The extended slide in its share price comes as the company publicly feuds with aggrieved franchisees, who allege the brand has been tarnished by deteriorating food quality since Brazilian private equity firm 3G Capital launched a $12.5-billion takeover of the company back in 2014.

While the parent company has repeatedly refuted the allegations levelled by store owners, customers have been voting with their feet. Sales at Tim Hortons locations open for at least a year fell 0.1 per cent in fiscal 2017, with the entirety of system-wide sale growth coming from new locations.

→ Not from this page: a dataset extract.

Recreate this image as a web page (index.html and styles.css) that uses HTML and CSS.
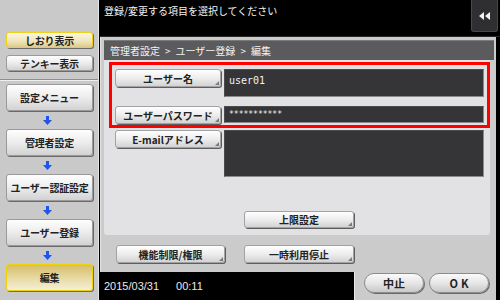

In spite of the weakness, at least one Toronto-area portfolio manager thinks investors should look past Tim Hortons and focus instead on Restaurant Brands International’s wider portfolio of brands.

In an interview on BNN, Greg Newman, senior wealth advisor, director and portfolio manager at Scotia Wealth Management, said he expects management will be able to apply sales practices from its Burger King chain to improve operations at Tim Hortons.

“Burger King was the one last quarter that had the big same-store-sales [increase], up 4.6 per cent,” said Newman, who owns the stock personally and on behalf of client. “Tim Hortons and Popeyes [Louisiana Kitchen] have suffered a little bit, but we believe the strategies they’ve used to execute so well on Burger King, they’re going to use in the other two areas.”

The analyst community seems to share Newman’s faith in management’s ability to right the ship, with the equivalent of 15 “buy” ratings on the stock, five “holds” and not a single sell recommendation. On average, the 20 analysts who cover the stock see it hitting $89.37 per share in 12 months, implying 20 per cent upside.

Ultimately, Newman said the company could prove to be a prime investing opportunity.

“The story will play out, it will ultimately hit a bottom, it’ll get just too cheap and investors will start to take notice and probably their next earnings report, I think all things being equal, might be a catalyst,” he said.

“This is a really good, growing company for Canadian investors to embrace. You want to buy it when there’s doubt. I think that’s right now.”